◆ **Written request**: Tally the lines that contain the string "styles" and state that total without comment.
+++ Supplied material
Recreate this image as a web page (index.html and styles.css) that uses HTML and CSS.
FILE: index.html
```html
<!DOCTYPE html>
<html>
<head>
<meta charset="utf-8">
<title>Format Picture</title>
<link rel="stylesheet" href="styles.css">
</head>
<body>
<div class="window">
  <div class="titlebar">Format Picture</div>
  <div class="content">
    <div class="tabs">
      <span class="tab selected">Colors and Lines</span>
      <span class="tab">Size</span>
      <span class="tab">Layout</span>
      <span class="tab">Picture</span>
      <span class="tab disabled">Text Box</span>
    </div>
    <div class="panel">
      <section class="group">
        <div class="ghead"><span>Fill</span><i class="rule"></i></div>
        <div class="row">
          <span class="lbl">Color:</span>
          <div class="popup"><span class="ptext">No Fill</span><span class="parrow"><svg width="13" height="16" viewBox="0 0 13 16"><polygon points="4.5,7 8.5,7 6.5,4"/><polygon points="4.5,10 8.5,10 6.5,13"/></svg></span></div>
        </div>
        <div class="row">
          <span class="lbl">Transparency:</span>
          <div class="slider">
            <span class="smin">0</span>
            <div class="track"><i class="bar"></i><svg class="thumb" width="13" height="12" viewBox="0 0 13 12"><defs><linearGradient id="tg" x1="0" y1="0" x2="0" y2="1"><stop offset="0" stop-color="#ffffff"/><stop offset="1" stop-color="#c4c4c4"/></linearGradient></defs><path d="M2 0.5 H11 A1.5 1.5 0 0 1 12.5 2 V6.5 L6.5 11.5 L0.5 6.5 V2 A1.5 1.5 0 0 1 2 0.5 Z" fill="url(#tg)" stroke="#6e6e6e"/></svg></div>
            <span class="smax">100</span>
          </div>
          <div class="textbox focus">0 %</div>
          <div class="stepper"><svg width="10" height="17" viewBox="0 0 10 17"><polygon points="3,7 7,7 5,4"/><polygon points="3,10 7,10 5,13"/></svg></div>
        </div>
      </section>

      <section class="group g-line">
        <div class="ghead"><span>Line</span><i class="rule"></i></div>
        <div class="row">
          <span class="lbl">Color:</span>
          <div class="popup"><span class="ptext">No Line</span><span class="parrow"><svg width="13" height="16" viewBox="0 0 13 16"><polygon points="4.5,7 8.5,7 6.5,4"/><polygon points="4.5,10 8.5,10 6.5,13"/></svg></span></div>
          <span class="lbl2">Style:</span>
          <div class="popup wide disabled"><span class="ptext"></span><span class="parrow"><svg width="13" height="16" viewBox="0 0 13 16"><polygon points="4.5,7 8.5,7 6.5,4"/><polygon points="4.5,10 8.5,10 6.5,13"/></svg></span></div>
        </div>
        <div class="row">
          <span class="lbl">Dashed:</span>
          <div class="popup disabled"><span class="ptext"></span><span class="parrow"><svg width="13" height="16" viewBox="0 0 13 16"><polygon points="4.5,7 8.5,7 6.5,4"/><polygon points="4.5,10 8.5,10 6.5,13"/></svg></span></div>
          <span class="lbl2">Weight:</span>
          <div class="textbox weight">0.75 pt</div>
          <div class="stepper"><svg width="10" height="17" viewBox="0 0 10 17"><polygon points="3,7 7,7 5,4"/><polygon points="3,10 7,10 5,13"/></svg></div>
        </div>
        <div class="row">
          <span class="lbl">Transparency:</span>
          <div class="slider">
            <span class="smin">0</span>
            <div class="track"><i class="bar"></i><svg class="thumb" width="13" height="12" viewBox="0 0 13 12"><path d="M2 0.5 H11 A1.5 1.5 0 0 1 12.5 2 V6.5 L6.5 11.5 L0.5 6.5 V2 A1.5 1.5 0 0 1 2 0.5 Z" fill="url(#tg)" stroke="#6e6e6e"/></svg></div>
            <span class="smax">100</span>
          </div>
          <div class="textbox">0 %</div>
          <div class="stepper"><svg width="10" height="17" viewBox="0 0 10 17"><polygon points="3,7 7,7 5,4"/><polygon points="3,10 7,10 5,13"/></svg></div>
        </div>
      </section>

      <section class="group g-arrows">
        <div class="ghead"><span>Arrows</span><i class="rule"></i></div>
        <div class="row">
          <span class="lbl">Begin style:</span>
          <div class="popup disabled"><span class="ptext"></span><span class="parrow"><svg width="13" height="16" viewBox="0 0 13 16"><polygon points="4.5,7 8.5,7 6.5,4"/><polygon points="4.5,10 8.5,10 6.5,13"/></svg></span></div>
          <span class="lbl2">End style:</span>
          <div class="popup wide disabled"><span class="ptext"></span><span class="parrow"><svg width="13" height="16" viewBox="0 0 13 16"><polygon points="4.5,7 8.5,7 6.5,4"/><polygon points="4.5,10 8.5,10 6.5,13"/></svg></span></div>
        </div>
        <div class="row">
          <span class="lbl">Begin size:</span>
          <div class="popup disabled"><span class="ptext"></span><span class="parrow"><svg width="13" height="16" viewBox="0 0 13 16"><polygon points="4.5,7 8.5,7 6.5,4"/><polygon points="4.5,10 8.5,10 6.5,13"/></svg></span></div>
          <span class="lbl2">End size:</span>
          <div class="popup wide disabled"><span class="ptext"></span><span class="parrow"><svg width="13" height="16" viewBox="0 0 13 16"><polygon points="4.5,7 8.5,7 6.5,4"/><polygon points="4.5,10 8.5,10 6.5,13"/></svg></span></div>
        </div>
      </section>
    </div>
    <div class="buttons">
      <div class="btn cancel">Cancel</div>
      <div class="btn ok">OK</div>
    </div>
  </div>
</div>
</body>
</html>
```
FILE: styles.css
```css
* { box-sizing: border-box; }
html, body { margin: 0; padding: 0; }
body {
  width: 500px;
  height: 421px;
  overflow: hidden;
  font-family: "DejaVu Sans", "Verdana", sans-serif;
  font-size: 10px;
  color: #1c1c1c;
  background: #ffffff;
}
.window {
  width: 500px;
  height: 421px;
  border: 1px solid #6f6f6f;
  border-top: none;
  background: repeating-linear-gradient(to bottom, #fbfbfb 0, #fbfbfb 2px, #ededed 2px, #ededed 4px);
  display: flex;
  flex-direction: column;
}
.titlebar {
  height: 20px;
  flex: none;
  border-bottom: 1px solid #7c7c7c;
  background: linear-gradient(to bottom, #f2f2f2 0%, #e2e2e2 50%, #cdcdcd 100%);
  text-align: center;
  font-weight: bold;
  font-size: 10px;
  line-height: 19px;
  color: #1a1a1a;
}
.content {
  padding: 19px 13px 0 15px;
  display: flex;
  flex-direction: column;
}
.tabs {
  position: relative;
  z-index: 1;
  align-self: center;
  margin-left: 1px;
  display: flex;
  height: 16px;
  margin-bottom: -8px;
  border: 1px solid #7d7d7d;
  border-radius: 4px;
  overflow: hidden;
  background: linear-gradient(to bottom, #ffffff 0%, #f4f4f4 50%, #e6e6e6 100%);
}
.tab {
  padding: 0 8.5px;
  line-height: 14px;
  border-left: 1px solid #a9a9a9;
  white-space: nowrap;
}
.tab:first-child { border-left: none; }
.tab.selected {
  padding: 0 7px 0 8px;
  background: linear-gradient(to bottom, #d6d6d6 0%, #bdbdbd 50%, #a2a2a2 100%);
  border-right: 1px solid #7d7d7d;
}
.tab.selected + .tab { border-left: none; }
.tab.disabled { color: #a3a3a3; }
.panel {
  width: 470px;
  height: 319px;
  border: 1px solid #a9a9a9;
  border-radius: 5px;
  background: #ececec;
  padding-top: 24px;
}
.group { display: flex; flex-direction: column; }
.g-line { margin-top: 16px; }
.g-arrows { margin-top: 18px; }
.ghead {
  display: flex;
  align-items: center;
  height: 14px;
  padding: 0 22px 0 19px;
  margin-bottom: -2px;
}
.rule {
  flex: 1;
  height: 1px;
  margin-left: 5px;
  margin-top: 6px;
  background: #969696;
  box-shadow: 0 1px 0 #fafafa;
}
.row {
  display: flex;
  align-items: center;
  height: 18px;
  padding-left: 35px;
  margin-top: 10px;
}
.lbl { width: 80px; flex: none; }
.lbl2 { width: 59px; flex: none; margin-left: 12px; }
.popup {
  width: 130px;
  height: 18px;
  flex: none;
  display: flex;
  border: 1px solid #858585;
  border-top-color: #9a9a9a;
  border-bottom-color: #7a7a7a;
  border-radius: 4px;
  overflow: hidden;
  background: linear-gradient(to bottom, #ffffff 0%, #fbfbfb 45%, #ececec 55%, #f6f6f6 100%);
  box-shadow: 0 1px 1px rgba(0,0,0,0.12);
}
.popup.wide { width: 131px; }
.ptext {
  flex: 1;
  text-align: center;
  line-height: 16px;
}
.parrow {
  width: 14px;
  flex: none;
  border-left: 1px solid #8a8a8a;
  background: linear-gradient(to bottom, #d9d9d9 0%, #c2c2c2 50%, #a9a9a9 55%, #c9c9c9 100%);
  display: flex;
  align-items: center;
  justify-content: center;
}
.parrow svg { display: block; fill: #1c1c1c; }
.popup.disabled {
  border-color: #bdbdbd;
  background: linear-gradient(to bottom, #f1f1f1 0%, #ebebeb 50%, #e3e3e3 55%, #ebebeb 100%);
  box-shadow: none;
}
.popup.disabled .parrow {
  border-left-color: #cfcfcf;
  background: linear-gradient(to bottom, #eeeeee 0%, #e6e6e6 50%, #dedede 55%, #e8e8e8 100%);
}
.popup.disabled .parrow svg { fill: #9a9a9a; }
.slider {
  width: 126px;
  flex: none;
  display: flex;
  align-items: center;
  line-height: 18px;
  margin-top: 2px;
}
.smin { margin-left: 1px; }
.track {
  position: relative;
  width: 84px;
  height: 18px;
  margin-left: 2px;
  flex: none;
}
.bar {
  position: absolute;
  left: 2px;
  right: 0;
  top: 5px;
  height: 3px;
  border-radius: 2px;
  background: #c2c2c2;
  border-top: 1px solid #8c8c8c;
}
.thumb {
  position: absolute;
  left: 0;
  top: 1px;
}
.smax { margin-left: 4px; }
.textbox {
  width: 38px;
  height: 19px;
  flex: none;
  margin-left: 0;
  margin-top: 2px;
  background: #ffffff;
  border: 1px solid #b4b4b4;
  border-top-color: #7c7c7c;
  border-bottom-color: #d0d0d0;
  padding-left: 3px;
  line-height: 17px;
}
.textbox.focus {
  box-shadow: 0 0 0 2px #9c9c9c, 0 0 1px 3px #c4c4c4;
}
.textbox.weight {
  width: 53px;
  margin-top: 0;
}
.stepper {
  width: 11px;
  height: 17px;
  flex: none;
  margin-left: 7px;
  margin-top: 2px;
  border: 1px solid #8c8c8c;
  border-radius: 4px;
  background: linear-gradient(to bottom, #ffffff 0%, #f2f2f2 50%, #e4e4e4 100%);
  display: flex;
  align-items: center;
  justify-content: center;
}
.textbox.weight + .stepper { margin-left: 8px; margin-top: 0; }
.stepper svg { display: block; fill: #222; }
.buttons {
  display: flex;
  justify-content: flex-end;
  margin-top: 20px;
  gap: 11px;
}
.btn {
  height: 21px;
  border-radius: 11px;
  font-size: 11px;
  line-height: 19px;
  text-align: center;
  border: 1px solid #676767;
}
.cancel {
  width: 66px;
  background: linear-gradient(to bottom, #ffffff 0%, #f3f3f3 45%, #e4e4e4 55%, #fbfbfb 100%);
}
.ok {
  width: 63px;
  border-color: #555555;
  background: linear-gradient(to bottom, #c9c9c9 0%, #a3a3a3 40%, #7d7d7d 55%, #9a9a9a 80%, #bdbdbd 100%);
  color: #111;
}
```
++++++
◆ **Finished exercise**: 3